You get a message out of the blue from a literary agent or a publishing representative saying that they’ve heard about your book and are interested in it. Once you reach out to them, they’ll tell you that they’d like to refer you to their trusted colleague to get some additional editing done or to create a screenplay to pitch. If you do this, you’ll be asked to pay upfront and then you’ll be ghosted.
The red flags here are enormous:
- Real agents don’t solicit clients out of nowhere - you as an author have to contact them first!
- Real publishers won’t be vague about where they’ve gotten a recommendation for you from. They’ll name names and give information.
- Real agents and publishers have good grammar and spelling - if the email is riddled with typos, it’s a scam.
- They may claim to represent an imprint you’ve never heard of, and when you do a Google search, they have minimal or no internet presence.
Please remember that it’s extremely, extremely rare to be handed anything in the publishing industry without working hard for it and that only happens to those who have already made a name for themselves. As excited and rosey-glassed as you might feel, as flattered as you might be, don’t let hollow compliments and big promises hurt you.
Republishing scams might be the easiest to recognize. A scammer will contact you out of the blue to say that they found your new book on Amazon, loved it, and would like to help you get a Big Five publishing deal - but, of course, your book will need to be repackaged before that can happen, and lucky you, they have a sale going on right now!

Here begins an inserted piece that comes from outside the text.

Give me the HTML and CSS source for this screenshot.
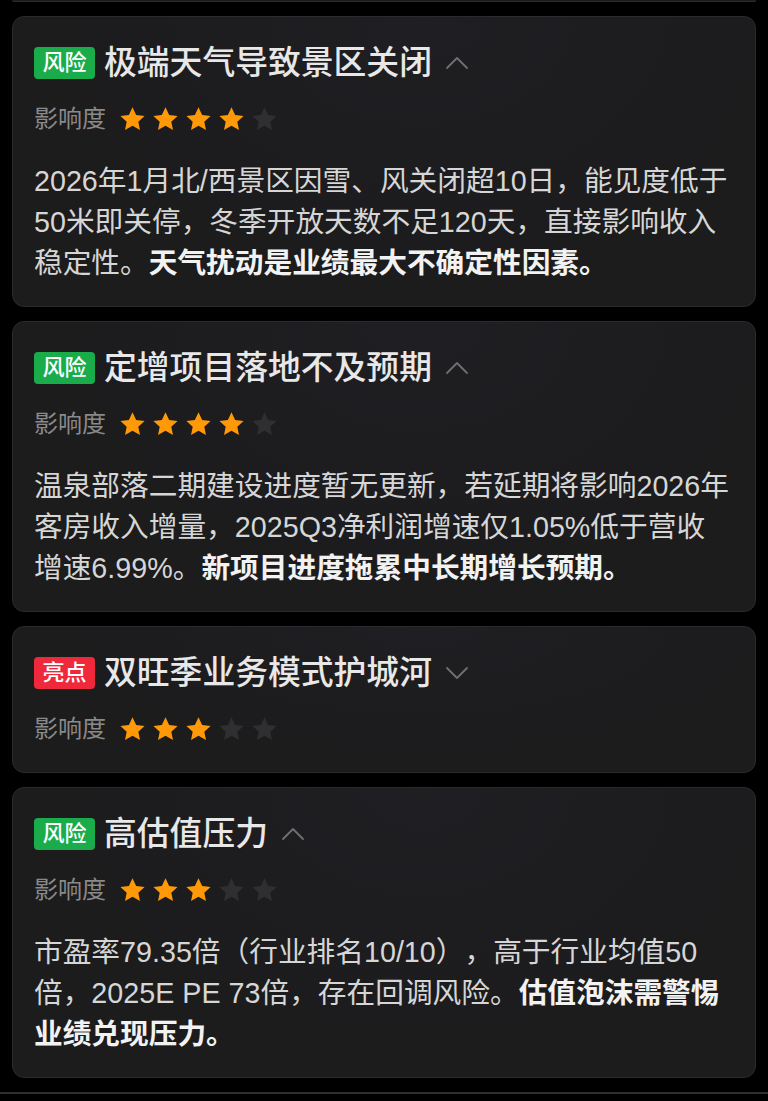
FILE: index.html
```html
<!DOCTYPE html>
<html lang="zh-CN">
<head>
<meta charset="utf-8">
<title>风险与亮点</title>
<link rel="stylesheet" href="styles.css">
</head>
<body>
<div class="stub"></div>

<section class="card">
  <div class="head">
    <span class="badge risk">风险</span>
    <h2 class="title">极端天气导致景区关闭</h2>
    <svg class="chev" viewBox="0 0 24 14" width="24" height="14"><polyline points="2,12 12,2 22,12"/></svg>
  </div>
  <div class="rating">
    <span class="label">影响度</span>
    <div class="stars">
      <svg class="star on" viewBox="0 0 24 24"><path d="M12 1.8l3 6.4 7 .8-5.2 4.8 1.4 6.9L12 17.2l-6.2 3.5 1.4-6.9L2 9l7-.8z"/></svg>
      <svg class="star on" viewBox="0 0 24 24"><path d="M12 1.8l3 6.4 7 .8-5.2 4.8 1.4 6.9L12 17.2l-6.2 3.5 1.4-6.9L2 9l7-.8z"/></svg>
      <svg class="star on" viewBox="0 0 24 24"><path d="M12 1.8l3 6.4 7 .8-5.2 4.8 1.4 6.9L12 17.2l-6.2 3.5 1.4-6.9L2 9l7-.8z"/></svg>
      <svg class="star on" viewBox="0 0 24 24"><path d="M12 1.8l3 6.4 7 .8-5.2 4.8 1.4 6.9L12 17.2l-6.2 3.5 1.4-6.9L2 9l7-.8z"/></svg>
      <svg class="star" viewBox="0 0 24 24"><path d="M12 1.8l3 6.4 7 .8-5.2 4.8 1.4 6.9L12 17.2l-6.2 3.5 1.4-6.9L2 9l7-.8z"/></svg>
    </div>
  </div>
  <p class="body">2026年1月北/西景区因雪、风关闭超10日，能见度低于50米即关停，冬季开放天数不足120天，直接影响收入稳定性。<strong>天气扰动是业绩最大不确定性因素。</strong></p>
</section>

<section class="card">
  <div class="head">
    <span class="badge risk">风险</span>
    <h2 class="title">定增项目落地不及预期</h2>
    <svg class="chev" viewBox="0 0 24 14" width="24" height="14"><polyline points="2,12 12,2 22,12"/></svg>
  </div>
  <div class="rating">
    <span class="label">影响度</span>
    <div class="stars">
      <svg class="star on" viewBox="0 0 24 24"><path d="M12 1.8l3 6.4 7 .8-5.2 4.8 1.4 6.9L12 17.2l-6.2 3.5 1.4-6.9L2 9l7-.8z"/></svg>
      <svg class="star on" viewBox="0 0 24 24"><path d="M12 1.8l3 6.4 7 .8-5.2 4.8 1.4 6.9L12 17.2l-6.2 3.5 1.4-6.9L2 9l7-.8z"/></svg>
      <svg class="star on" viewBox="0 0 24 24"><path d="M12 1.8l3 6.4 7 .8-5.2 4.8 1.4 6.9L12 17.2l-6.2 3.5 1.4-6.9L2 9l7-.8z"/></svg>
      <svg class="star on" viewBox="0 0 24 24"><path d="M12 1.8l3 6.4 7 .8-5.2 4.8 1.4 6.9L12 17.2l-6.2 3.5 1.4-6.9L2 9l7-.8z"/></svg>
      <svg class="star" viewBox="0 0 24 24"><path d="M12 1.8l3 6.4 7 .8-5.2 4.8 1.4 6.9L12 17.2l-6.2 3.5 1.4-6.9L2 9l7-.8z"/></svg>
    </div>
  </div>
  <p class="body">温泉部落二期建设进度暂无更新，若延期将影响2026年客房收入增量，2025Q3净利润增速仅1.05%低于营收增速6.99%。<strong>新项目进度拖累中长期增长预期。</strong></p>
</section>

<section class="card collapsed">
  <div class="head">
    <span class="badge good">亮点</span>
    <h2 class="title">双旺季业务模式护城河</h2>
    <svg class="chev" viewBox="0 0 24 14" width="24" height="14"><polyline points="2,2 12,12 22,2"/></svg>
  </div>
  <div class="rating">
    <span class="label">影响度</span>
    <div class="stars">
      <svg class="star on" viewBox="0 0 24 24"><path d="M12 1.8l3 6.4 7 .8-5.2 4.8 1.4 6.9L12 17.2l-6.2 3.5 1.4-6.9L2 9l7-.8z"/></svg>
      <svg class="star on" viewBox="0 0 24 24"><path d="M12 1.8l3 6.4 7 .8-5.2 4.8 1.4 6.9L12 17.2l-6.2 3.5 1.4-6.9L2 9l7-.8z"/></svg>
      <svg class="star on" viewBox="0 0 24 24"><path d="M12 1.8l3 6.4 7 .8-5.2 4.8 1.4 6.9L12 17.2l-6.2 3.5 1.4-6.9L2 9l7-.8z"/></svg>
      <svg class="star" viewBox="0 0 24 24"><path d="M12 1.8l3 6.4 7 .8-5.2 4.8 1.4 6.9L12 17.2l-6.2 3.5 1.4-6.9L2 9l7-.8z"/></svg>
      <svg class="star" viewBox="0 0 24 24"><path d="M12 1.8l3 6.4 7 .8-5.2 4.8 1.4 6.9L12 17.2l-6.2 3.5 1.4-6.9L2 9l7-.8z"/></svg>
    </div>
  </div>
</section>

<section class="card">
  <div class="head">
    <span class="badge risk">风险</span>
    <h2 class="title">高估值压力</h2>
    <svg class="chev" viewBox="0 0 24 14" width="24" height="14"><polyline points="2,12 12,2 22,12"/></svg>
  </div>
  <div class="rating">
    <span class="label">影响度</span>
    <div class="stars">
      <svg class="star on" viewBox="0 0 24 24"><path d="M12 1.8l3 6.4 7 .8-5.2 4.8 1.4 6.9L12 17.2l-6.2 3.5 1.4-6.9L2 9l7-.8z"/></svg>
      <svg class="star on" viewBox="0 0 24 24"><path d="M12 1.8l3 6.4 7 .8-5.2 4.8 1.4 6.9L12 17.2l-6.2 3.5 1.4-6.9L2 9l7-.8z"/></svg>
      <svg class="star on" viewBox="0 0 24 24"><path d="M12 1.8l3 6.4 7 .8-5.2 4.8 1.4 6.9L12 17.2l-6.2 3.5 1.4-6.9L2 9l7-.8z"/></svg>
      <svg class="star" viewBox="0 0 24 24"><path d="M12 1.8l3 6.4 7 .8-5.2 4.8 1.4 6.9L12 17.2l-6.2 3.5 1.4-6.9L2 9l7-.8z"/></svg>
      <svg class="star" viewBox="0 0 24 24"><path d="M12 1.8l3 6.4 7 .8-5.2 4.8 1.4 6.9L12 17.2l-6.2 3.5 1.4-6.9L2 9l7-.8z"/></svg>
    </div>
  </div>
  <p class="body">市盈率79.35倍（行业排名10/10），高于行业均值50倍，2025E PE 73倍，存在回调风险。<strong>估值泡沫需警惕业绩兑现压力。</strong></p>
</section>

<div class="bottom-line"></div>
</body>
</html>
```

FILE: styles.css
```css
* { box-sizing: border-box; }

html, body {
  margin: 0;
  padding: 0;
  background: #000;
}

body {
  font-family: "Liberation Sans", "Noto Sans CJK SC", sans-serif;
  color: #d8d8d8;
  text-spacing-trim: space-all;
}

.stub {
  height: 2px;
  margin: 0 12px 14px;
  background: #1c1c1e;
  border: 1px solid #2c2c2e;
  border-top: none;
  border-radius: 0 0 12px 12px;
}

.card {
  margin: 0 12px 14px 12px;
  background: radial-gradient(ellipse at 55% 0%, #1f1f23 0%, #1c1c1e 55%, #1c1c1c 100%);
  border: 1px solid #2b2b2d;
  border-radius: 12px;
  padding: 23px 25px 22px 21px;
}

.card.collapsed {
  padding-bottom: 25px;
}

.head {
  display: flex;
  align-items: center;
  height: 46px;
}

.badge {
  display: inline-flex;
  align-items: center;
  justify-content: center;
  height: 32px;
  width: 61px;
  border-radius: 4px;
  font-size: 22px;
  font-weight: 500;
  color: #fff;
  line-height: 1;
}

.badge.risk { background: #1aab4b; }
.badge.good { background: #f0283c; }

.title {
  margin: 0 0 0 9px;
  font-size: 32.8px;
  font-weight: 500;
  color: #e8e8e8;
  line-height: 46px;
  white-space: nowrap;
}

.chev {
  margin-left: 13px;
  fill: none;
  stroke: #6f6f6f;
  stroke-width: 1.8;
  stroke-linecap: round;
  stroke-linejoin: round;
}

.rating {
  display: flex;
  align-items: center;
  height: 36px;
  margin-top: 15px;
}

.label {
  font-size: 24px;
  color: #8a8a8a;
  line-height: 36px;
}

.stars {
  display: flex;
  gap: 4px;
  margin-left: 12px;
}

.star {
  width: 29px;
  height: 29px;
  fill: #2f2f31;
}

.star.on { fill: #ff9908; }

.body {
  margin: 24px 0 0;
  font-size: 28.7px;
  line-height: 41px;
  color: #d6d6d6;
}

.body strong {
  font-weight: 700;
  color: #f2f2f2;
}

.bottom-line {
  margin-top: 7px;
  height: 2px;
  background: #2e2e2e;
}
```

First of all, legitimate “republishing services” straight up don’t exist. There are author service companies and freelancers that you can contact to revamp your book if you’re planning to aim for a Big Five deal, and there are companies and freelancers that your agent might recommend to clean books up during the querying process, but there are no services that can guarantee you a Big Five deal with just normal sprucing-up services, and once again, these companies don’t solicit clients out of the blue with no prior contact.
As with any other industry, there are always going to be a few people that take “imitation is the sincerest form of flattery” too far. Impersonation is a big issue in the publishing world, especially as spoofing emails and digital vocal manipulation get easier. It can be difficult to spot a fake “offer” or “response” before it’s too late - trust me, I fell for it once, and pointing these things out is part of my job.
Luckily, there are a few things you can look for and do to make sure that the person you’re talking to is exactly who they say they are.
- Check for initial contact. Did you reach out to this agent or publisher with a query? Have you met a representative for them at a book fair or other event? Have you talked to them before, or interacted on social media? If not, be wary; as I’ve said above, it’s very unlikely that publishing professionals will message you out of the blue.
- Check for grammar, spelling, and syntax. An agent or publishing professional of all people should have good grammar, especially in their professional correspondence. If the email is riddled with typos, formatting errors, disjointed syntax (meaning sentences that don’t quite make sense), or strange punctuation or capitalization, it’s likely a scam.
- Always verify the email. First, go to the agent or publisher’s website and look to see if the email that’s contacted you is listed as an official point of contact. If you can’t find it, be wary!
- Check that the email is valid. If you find the email as an official point of contact, then verify that this actually is the email it says it is. You can do this using various online tools like Hunter, Breadcrumbs, or Snov. If it comes back as invalid, catch-all, or a cloaked email address, run!
- Get outside verification. Check to make sure that the “agent” who contacted you actually works for the agency they claim to work for and the “publishing assistant” is listed as an employee for the publishing house they’re supposed to represent. Find the official sites for the person sending the email and email them separately, asking for verification. If it’s real, you’ve confirmed their identity and can celebrate. If it’s not, you’ve alerted the publishing professional to the scam and you can keep people from getting hurt.
- Get inside verification. Ask to meet with the agent or publisher face to face or in a virtual meeting with cameras on. If they decline, try to make excuses, or claim “technical difficulties” without doing anything to resolve them (such as rescheduling), you’ve got a red flag and probably shouldn’t trust them.
- If they ask you for money, run! Agents and publishers will never ask you for upfront payment for books, especially if they aren’t completed yet. They take percentages of royalties and other earnings once the book is already out. If they’re asking you to pay large sums upfront for “handling fees,” “reading fees,” or other nonsensical charges, they’re not a real agent or publisher. Additionally, if they ask for sensitive information like banking information or passwords, they’re a scam.
Scammers can make you lose faith in your industry, fast. If you happen to fall into their traps, they can leave you financially burdened and feeling like a failure. But you’re absolutely not; these people make it their lives to take advantage of people like us, who are willing to at least try to eke out a legitimate living in one of the hardest-to-crack professions in the world. They’re the ones to blame for manipulating and exploiting you - you didn’t do anything wrong and you shouldn’t blame yourself for their bad faith.
Try to stay as safe as you can out there. Get verification, stay cautious, and remember that if it looks too good to be true, it usually is. By working together as a community the way Writer Beware does, we can help each other and drive at least some of these bad actors out of our industry.